Bien que cette mâchoire fût fortement teintée et eût l'apparence de l'ancienneté, elle semblait d'origine simienne. Elle était cassée au niveau du menton et du condyle maxillaire, les deux endroits qui permettent une identification sûre. Deux molaires présentaient une usure plate, ce qui est usuel chez les humains mais inconnu chez les singes. Les trois hommes associèrent logiquement cette mâchoire avec les fragments du crâne trouvés à quelques pieds de là, et un examen minutieux par Woodward et Charles Dawson les conforta dans leur opinion.
L'homme de Néandertal ayant auparavant été découvert en France et en Allemagne, cette interprétation accrut la fierté en Grande-Bretagne. L'homme de Piltdown confortait aussi des thèses raciales car il avait un volume crânien un tiers plus grand que l'homme de Pékin, qu'on croyait contemporain.

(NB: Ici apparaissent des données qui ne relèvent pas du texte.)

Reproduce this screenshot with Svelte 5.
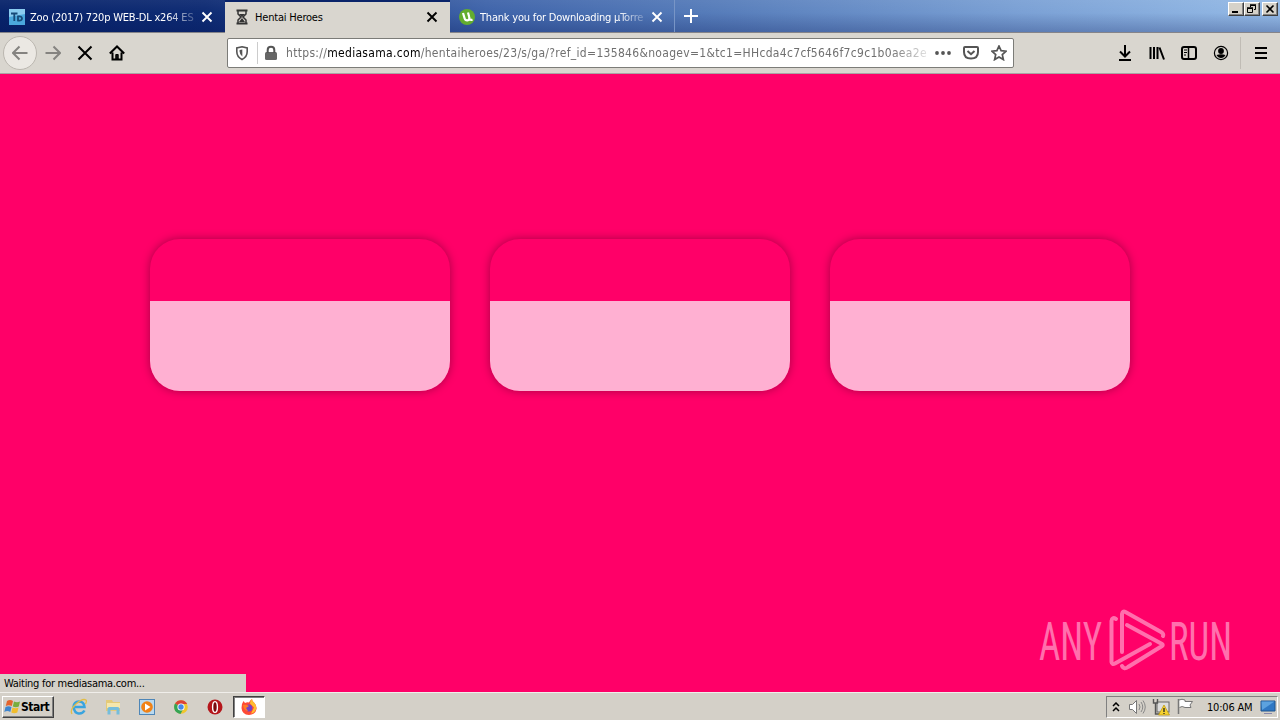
<script>
  const cards = [1, 2, 3];
</script>

{#snippet cross()}
  <svg class="cross" viewBox="0 0 12 12"><path d="M1.5 1.5l9 9M10.500 1.500l-9 9" /></svg>
{/snippet}

<div class="screen">
  <header class="titlebar">
    <div class="tab first">
      <svg class="favicon" viewBox="0 0 16 16">
        <rect width="16" height="16" fill="#8accf0" />
        <path d="M0 8l16-3v11H0z" fill="#4ba8dd" />
        <path d="M2 4.500h6.500M5.300 4.500V12M9 7.500v4q4 .5 4-2t-4-2z" fill="none" stroke="#174a78" stroke-width="1.800" />
      </svg>
      <span class="label fade">Zoo (2017) 720p WEB-DL x264 ES</span>
      {@render cross()}
    </div>
    <div class="tab active">
      <svg class="favicon" viewBox="0 0 16 16">
        <path d="M2.500 1.500h11M2.500 14.500h11" stroke="#333" stroke-width="2" />
        <path d="M4 2v3l3 3-3 3v3M12 2v3L9 8l3 3v3" fill="none" stroke="#333" stroke-width="1.500" />
        <path d="M5 5h6L8 8zM8 9l3 4H5z" fill="#333" />
      </svg>
      <span class="label">Hentai Heroes</span>
      {@render cross()}
    </div>
    <div class="tab third">
      <svg class="favicon" viewBox="0 0 16 16">
        <circle cx="8" cy="8" r="8" fill="#63ad2e" />
        <path d="M4 4l1.500 5q.8 3 3.500 2.200 2-.7 1.200-3.200L9 3.500M10.500 10q1 1.500 3 .5" fill="none" stroke="#fff" stroke-width="2.200" />
      </svg>
      <span class="label fade">Thank you for Downloading µTorre</span>
      {@render cross()}
    </div>
    <svg class="plus" viewBox="0 0 14 14"><path d="M7 0v14M0 7h14" stroke="#fff" stroke-width="2" /></svg>
    <div class="controls">
      <button aria-label="Minimize"><svg viewBox="0 0 12 10"><path d="M2 8h6" stroke="#000" stroke-width="2" /></svg></button>
      <button aria-label="Restore"><svg viewBox="0 0 12 10"><path d="M4.500 3V1.500h5v4H8M1.500 4.500h5v4h-5z" fill="none" stroke="#000" /><path d="M4 1h6M1 4h6" stroke="#000" stroke-width="1.500" /></svg></button>
      <button class="close" aria-label="Close"><svg viewBox="0 0 12 10"><path d="M2.500 1.500l7 7M9.500 1.500l-7 7" stroke="#000" stroke-width="1.600" /></svg></button>
    </div>
  </header>

  <nav class="toolbar">
    <div class="back"><svg viewBox="0 0 16 16"><path d="M15.500 8H1M7.500 1.500L1 8l6.500 6.500" /></svg></div>
    <svg class="icon forward" viewBox="0 0 16 16"><path d="M.5 8H15M8.500 1.500L15 8l-6.500 6.500" /></svg>
    <svg class="icon stop" viewBox="0 0 16 16"><path d="M1.500 1.500l13 13M14.500 1.500l-13 13" /></svg>
    <svg class="icon home" viewBox="0 0 16 16"><path d="M.8 8.500L8 1.500l7.200 7M3.500 7.500V14.500h9V7.500" /><path d="M6.800 14V9.500h2.400V14z" fill="#111" stroke-width="1" /></svg>
    <div class="urlbar">
      <svg class="shield" viewBox="0 0 16 16"><path d="M8 1.800l5.200 1.200v3.600q0 5.400-5.200 7.900Q2.800 12 2.800 6.600V3z" /><path d="M8.300 4.500v7Q5.600 9.700 5.600 6.200V5z" fill="#555" stroke="none" /></svg>
      <i></i>
      <svg class="lock" viewBox="0 0 16 16"><rect x="2" y="7" width="12" height="8" rx="1.500" fill="#666" stroke="none" /><path d="M4.700 8V5q0-3.200 3.300-3.200T11.300 5v3" stroke-width="2" /></svg>
      <span class="url">https://<b>mediasama.com</b>/hentaiheroes/23/s/ga/?ref_id=135846&amp;noagev=1&amp;tc1=HHcda4c7cf5646f7c9c1b0aea2e</span>
      <svg class="dots" viewBox="0 0 16 16"><g fill="#555" stroke="none"><circle cx="2" cy="8" r="1.900" /><circle cx="8" cy="8" r="1.900" /><circle cx="14" cy="8" r="1.900" /></g></svg>
      <svg class="pocket" viewBox="0 0 16 16"><path d="M2 2h12q1 0 1 1v4q0 6.500-7 6.500T1 7V3q0-1 1-1zM4.500 6L8 9.200 11.500 6" stroke-width="2" /></svg>
      <svg class="star" viewBox="0 0 16 16"><path d="M8 1l2.100 4.700 5 .5-3.800 3.400 1.100 5L8 12l-4.400 2.600 1.100-5L.9 6.200l5-.5z" stroke-width="1.700" /></svg>
    </div>
    <div class="actions">
      <svg viewBox="0 0 16 16"><path d="M8 0v11M3 6.500l5 5 5-5M2 15h12" /></svg>
      <svg viewBox="0 0 16 16"><path d="M1.500 2v12M5 2v12M8.500 2v12M10.500 2.500L15 14.500" /></svg>
      <svg viewBox="0 0 16 16"><rect x="1" y="2" width="14" height="12" rx="2" /><path d="M7.500 2v12" stroke-width="1.500" /><path d="M3 5h3M3 7.500h3M3 10h2" stroke-width="1" /></svg>
      <svg viewBox="0 0 16 16"><circle cx="8" cy="8" r="6.600" stroke-width="1.200" /><circle cx="8" cy="6" r="2.900" fill="#000" stroke="none" /><path d="M3.500 10q4.500-1.500 9 0-1.500 3-4.500 3t-4.500-3z" fill="#000" stroke="none" /></svg>
      <i></i>
      <svg class="menu" viewBox="0 0 16 16"><path d="M2 3h12M2 8h12M2 13h12" /></svg>
    </div>
  </nav>

  <main>
    <div class="cards">
      {#each cards as card (card)}
        <div class="card"><div class="card-body"></div></div>
      {/each}
    </div>
    <div class="status">Waiting for mediasama.com...</div>
    <svg class="watermark" viewBox="0 0 200 70">
      <text x="3" y="55" textLength="63" lengthAdjust="spacingAndGlyphs">ANY</text>
      <text x="133" y="55" textLength="63" lengthAdjust="spacingAndGlyphs">RUN</text>
      <path d="M80 14q-4-2.500-4.500 2v41q.5 3 3.500 1.500L114 39" />
      <path d="M86 47V9q.5-3.500 3.500-2L125 27q3 2 2 4" />
      <path d="M91 20l35 19q1.500 1 0 2L92 62q-4 3-6-1" />
    </svg>
  </main>

  <footer class="taskbar">
    <button class="start">
      <svg viewBox="0 0 17 16">
        <path d="M3 2q3-2 6 0L7.800 7q-3-1.500-6 0z" fill="#e5642c" />
        <path d="M10 2.500q3 1.500 6 0L14.800 7.500q-3 1.500-6 0z" fill="#78ad3d" />
        <path d="M1.500 8q3-1.500 6 0l-1.200 5q-3-1.800-6 0z" fill="#3e85ce" />
        <path d="M8.500 8.500q3 1.500 6 0l-1.200 5q-3 1.500-6 0z" fill="#f1bd2d" />
      </svg>Start
    </button>
    <div class="launch">
      <svg viewBox="0 0 18 18">
        <path d="M14.500 12.500q-2 3.500-6 3T3.500 9Q4 3.500 9 3.500T14.500 9H5" fill="none" stroke="#39a4df" stroke-width="2.500" />
        <path d="M2 16Q-.5 12 6 6T16 2q1 1-.5 4" fill="none" stroke="#e2bd47" stroke-width="1.300" />
      </svg>
      <svg viewBox="0 0 18 18">
        <path d="M2 2h6l1 2h7v9H2z" fill="#e4ca78" />
        <path d="M3 5h13v5H3z" fill="#f5e7ac" />
        <path d="M3.500 16.500V11q0-2 2-2h8q2 0 2 2v5.500h-3V12h-6v4.500z" fill="#76bddb" />
      </svg>
      <svg viewBox="0 0 18 18">
        <rect x="1.500" y="1.500" width="15" height="15" fill="#b9d9ef" stroke="#4e86b7" />
        <circle cx="9" cy="9" r="5.800" fill="#f08216" /><path d="M7 5.500v7L12.500 9z" fill="#fff" />
      </svg>
      <svg viewBox="0 0 18 18">
        <circle cx="9" cy="9" r="6.800" fill="#f0c62e" />
        <path d="M9 9L3 5.600A7 7 0 0 1 15.200 6H9z" fill="#dc4337" />
        <path d="M3 5.600A7 7 0 0 0 8.500 16l3-5.500L9 9z" fill="#35a455" />
        <circle cx="9" cy="9" r="3.600" fill="#fff" /><circle cx="9" cy="9" r="2.700" fill="#4688e8" />
      </svg>
      <svg viewBox="0 0 18 18"><circle cx="9" cy="9" r="7.500" fill="#b5161b" /><ellipse cx="9" cy="9" rx="2.400" ry="5.400" fill="#7a0a0e" stroke="#fff" stroke-width="1.400" /></svg>
      <div class="running">
        <svg viewBox="0 0 18 18">
          <path d="M2 6l1.500-3 1.500 2q2-1 4-.5Q10 2 12 1q0 2 2 3.500 3 3 2.500 6.500-1 5.500-7.500 6-7-.5-7.500-7z" fill="#ff4b36" />
          <path d="M12 1q0 2 2 3.500 3 3 2 7-2 4-5 4l3-6-4-4Q10 2 12 1z" fill="#ffbd2f" />
          <circle cx="8.800" cy="10" r="3.500" fill="#7443c5" /><path d="M3 7q3-1 6 1l-3 2 2 3q-4 0-5-6z" fill="#ff7d24" />
        </svg>
      </div>
    </div>
    <div class="tray">
      <svg class="chevrons" viewBox="0 0 8 10"><path d="M1 4l3-3 3 3M1 9l3-3 3 3" fill="none" stroke="#000" stroke-width="1.500" /></svg>
      <svg viewBox="0 0 18 18"><path d="M1.500 6.500h3l4-4v13l-4-4h-3z" fill="#fff" stroke="#777" /><path d="M11 6q2 3 0 6M13 4q3.500 5 0 10M15 2.500q4.500 6.500 0 13" fill="none" stroke="#888" /></svg>
      <svg viewBox="0 0 18 18"><rect x="5" y="4" width="12" height="10" fill="#ddd" stroke="#666" /><path d="M1.500 1v4h4V1M3.500 5v11h5" fill="none" stroke="#555" stroke-width="1.400" /><path d="M12 7l5.500 10h-11z" fill="#f6d22f" stroke="#b79307" stroke-width=".7" /><path d="M12 10v4M12 15v1" stroke="#222" stroke-width="1.300" /></svg>
      <svg class="flag" viewBox="0 0 18 18"><path d="M3 2q3-1.500 6 0v1.500h7.500L14 7l1 2.500H9q-3-2-5.500 0" fill="#fff" stroke="#777" /><path d="M2.500 1v15" stroke="#777" stroke-width="1.500" /></svg>
      <time>10:06 AM</time>
      <svg class="desktop" viewBox="0 0 18 18"><path d="M2 3h14v10H2z" fill="#2f78c4" stroke="#20548c" /><path d="M2.500 3.500h13L3 12z" fill="#5ca2df" /><path d="M5 15.500h8" stroke="#88a" /></svg>
    </div>
  </footer>
</div>

<style>
  :global(body) {
    overflow: hidden;
  }
  .screen {
    width: 1280px;
    height: 720px;
    display: flex;
    flex-direction: column;
    overflow: hidden;
    background: #ff0068;
    color: #000;
    font-family: "DejaVu Sans Condensed", "DejaVu Sans", sans-serif;
    font-stretch: condensed;
    font-size: 11px;
  }
  * {
    box-sizing: border-box;
  }
  svg {
    display: block;
    flex: none;
  }
  .titlebar {
    height: 33px;
    flex: none;
    display: flex;
    align-items: flex-start;
    border-bottom: 1px solid #858489;
    background: linear-gradient(180deg, rgba(255, 255, 255, 0.05), transparent 40%, rgba(0, 15, 80, 0.25)), linear-gradient(90deg, #08246b 0%, #0e2b73 16%, #3f64aa 38%, #557bb9 55%, #7ba1d5 80%, #94bae6 100%);
  }
  .tab {
    width: 225px;
    height: 32px;
    padding: 2px 12px 0 9px;
    display: flex;
    align-items: center;
    color: #fff;
  }
  .tab.active {
    height: 33px;
    border-top: 2px solid #0a246a;
    background: #d9d6cf;
    color: #000;
    padding-top: 0;
    padding-bottom: 1px;
  }
  .third {
    padding-right: 11px;
    border-right: 1px solid #7895c6;
  }
  .favicon {
    width: 16px;
    height: 16px;
    margin-right: 5px;
  }
  .label {
    flex: 1;
    min-width: 0;
    overflow: hidden;
    white-space: nowrap;
    letter-spacing: -0.2px;
  }
  .fade {
    mask-image: linear-gradient(90deg, #000 82%, rgba(0, 0, 0, 0.15) 100%);
  }
  .cross {
    width: 12px;
    height: 12px;
    margin-left: 4px;
    fill: none;
    stroke: currentColor;
    stroke-width: 1.9;
  }
  .plus {
    width: 14px;
    height: 14px;
    margin: 9px 0 0 9px;
  }
  .controls {
    display: flex;
    margin: 2px 2px 0 auto;
  }
  .controls button {
    width: 16px;
    height: 14px;
    padding: 0 1px;
    border: 1px solid;
    border-color: #fff #404040 #404040 #fff;
    box-shadow: inset -1px -1px #858585;
    background: #d6d2c9;
  }
  .controls svg {
    width: 12px;
    height: 10px;
  }
  .controls .close {
    margin-left: 2px;
  }
  .toolbar {
    height: 41px;
    flex: none;
    display: flex;
    align-items: center;
    padding-left: 3px;
    background: #d9d6cf;
    border-bottom: 1px solid #aaa3a4;
  }
  .toolbar svg {
    width: 16px;
    height: 16px;
    fill: none;
    stroke: #000;
    stroke-width: 2;
  }
  .back {
    width: 34px;
    height: 34px;
    display: flex;
    align-items: center;
    justify-content: center;
    border: 1px solid #bbb7b0;
    border-radius: 50%;
    background: #ebe8e3;
  }
  .toolbar .back svg,
  .toolbar .forward {
    stroke: #858380;
  }
  .icon {
    margin-left: 16px;
  }
  .icon.forward {
    margin-left: 8px;
  }
  .urlbar {
    width: 787px;
    height: 30px;
    margin-left: 102px;
    padding: 0 6px;
    display: flex;
    align-items: center;
    background: #fff;
    border: 1px solid #7c7c78;
    border-radius: 2px;
  }
  .toolbar .urlbar svg {
    stroke: #555;
    stroke-width: 1.6;
  }
  .urlbar i {
    height: 22px;
    margin: 0 5px 0 7px;
    border-left: 1px solid #ccc;
  }
  .url {
    width: 643px;
    margin: 0 6px 0 7px;
    overflow: hidden;
    white-space: nowrap;
    color: #707070;
    font-size: 12px;
    letter-spacing: 0.31px;
    mask-image: linear-gradient(90deg, #000 94%, rgba(0, 0, 0, 0.15) 100%);
  }
  .url b {
    color: #000;
    font-weight: normal;
  }
  .urlbar .pocket,
  .urlbar .star {
    margin-left: 12px;
  }
  .actions {
    margin: 0 11px 0 auto;
    display: flex;
    align-items: center;
    gap: 16px;
  }
  .actions i {
    height: 32px;
    width: 1px;
    margin: 0 -4px 0 -5px;
    background: #c0bcb5;
  }
  main {
    flex: 1;
    position: relative;
    padding-top: 165px;
  }
  .cards {
    display: flex;
    justify-content: center;
    gap: 40px;
  }
  .card {
    width: 300px;
    height: 152px;
    padding-top: 62px;
    border-radius: 30px;
    overflow: hidden;
    box-shadow: 0 0 10px rgba(0, 0, 0, 0.35);
  }
  .card-body {
    height: 90px;
    background: #ffb0d2;
  }
  .status {
    position: absolute;
    left: 0;
    bottom: 0;
    width: 246px;
    height: 18px;
    padding: 0 4px;
    line-height: 20px;
    letter-spacing: -0.28px;
    background: #d4d0c8;
  }
  .watermark {
    position: absolute;
    left: 1036px;
    top: 531px;
    width: 200px;
    height: 70px;
    fill: none;
    stroke: #ff70ad;
    stroke-width: 4;
    stroke-linecap: round;
  }
  .watermark text {
    font-family: Roboto, sans-serif;
    font-size: 53px;
    font-weight: 400;
    fill: #ff70ad;
    stroke: none;
  }
  .taskbar {
    height: 28px;
    flex: none;
    display: flex;
    align-items: center;
    padding: 1px 2px 0;
    background: #d4d0c8;
    border-top: 1px solid #f0eeea;
  }
  .start {
    width: 52px;
    height: 22px;
    padding: 0 1px;
    display: flex;
    align-items: center;
    border: 1px solid;
    border-color: #fff #404040 #404040 #fff;
    box-shadow: inset -1px -1px #808080;
    background: #d4d0c8;
    font: bold 12px "DejaVu Sans Condensed", "DejaVu Sans", sans-serif;
    letter-spacing: -0.5px;
  }
  .start svg {
    width: 17px;
    height: 16px;
  }
  .launch {
    display: flex;
    align-items: center;
    margin-left: 16px;
    gap: 16px;
  }
  .launch svg,
  .tray svg {
    width: 18px;
    height: 18px;
  }
  .running {
    width: 32px;
    height: 22px;
    margin-left: -7px;
    padding: 1px 6px;
    border: 1px solid;
    border-color: #404040 #fff #fff #404040;
    box-shadow: inset 1px 1px #808080;
    background: #fff;
  }
  .tray {
    width: 172px;
    height: 22px;
    margin-left: auto;
    padding-left: 5px;
    display: flex;
    align-items: center;
    border: 1px solid;
    border-color: #808080 #fff #fff #808080;
  }
  .tray .chevrons {
    width: 8px;
    height: 10px;
    margin: 0 8px 0 0;
  }
  .tray svg + svg + svg {
    margin-left: 6px;
  }
  time {
    margin: 0 5px 0 13px;
    width: 47px;
    white-space: nowrap;
    letter-spacing: -0.2px;
  }
</style>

Si certains chercheurs étaient prêts à réviser leur théorie sur les origines de l'humanité, d'autres doutaient de l'appartenance des différents ossements à un seul individu. Les Français, pour des raisons scientifiques ou non, suivaient l'interprétation de Marcellin Boule, du Muséum d'histoire naturelle de Paris, qui croyait à la découverte d'un crâne d'homme fossile et d'une mâchoire de singe, opinion partagée par la plupart des chercheurs américains.
En 1913, Teilhard de Chardin découvrit dans le même gravier une canine qui, tout en ressemblant à celle d'un singe, présentait les mêmes traces d'usure qu'une dent humaine. En 1917, Woodward annonça que Dawson, mort l'année précédente, avait découvert en 1915, à trois kilomètres de la carrière de Piltdown, deux nouveaux fragments de crâne humain et une dent de singe usée comme une dent humaine, soit exactement la même combinaison que la première fois. Ceci ne pouvant relever du hasard, cette association contribua à convaincre la majorité des chercheurs américains et à semer le doute dans l'esprit de la plupart des Français ; l'homme de Piltdown fut reconnu dans la plupart des traités de paléontologie.
Pendant la première moitié du XXe siècle, beaucoup d'anthropologues du monde entier crurent donc que l'homme de Piltdown était l'ancêtre de l'homme moderne. L'homme de Piltdown avait des caractéristiques que beaucoup de scientifiques avaient définies comme devant être celles du chaînon manquant : une grande capacité crânienne et une denture proche de celle du singe. En fait, les vrais « chaînons manquants » que les anthropologues attendaient, devaient se révéler être les australopithèques, groupe qui était précisément à l'opposé (petite capacité crânienne et denture proche de celle de l'homme). Dans les années 1920, trente ans avant que des analyses au fluorure montrent, en 1953, que l'homme de Piltdown était un canular, le paléoanthropologue allemand Franz Weidenreich avait pu examiner les restes découverts à Piltdown et il avait signalé qu'ils étaient composés du crâne d'un homme moderne et de la mâchoire d'un orang-outan, avec les dents rangées vers le bas. Weidenreich, étant un anatomiste, avait facilement pu démontrer qu'il s'agissait d'un canular. Mais, il fallut trente ans pour que la communauté scientifique accepte de reconnaître qu'il avait raison.
En 1924, le premier australopithèque fut découvert en Afrique du Sud : vieux de plusieurs millions d'années, il était donc antérieur au pithécanthrope. Il confirmait que, progressivement, les caractères simiens s'atténuaient au profit des caractères humains. Le statut de l'Homme de Piltdown devenait de plus en plus flou, d'autant que l'australopithèque associait une mâchoire humaine à un crâne simien : l'évolution du crâne était donc postérieure à celle de la mâchoire.
En 1944, Woodward émit l'hypothèse de deux lignées évolutives différentes : la première avec l'australopithèque, les hommes de Java, de Pékin et de Néandertal ; la seconde avec l'homme de Piltdown.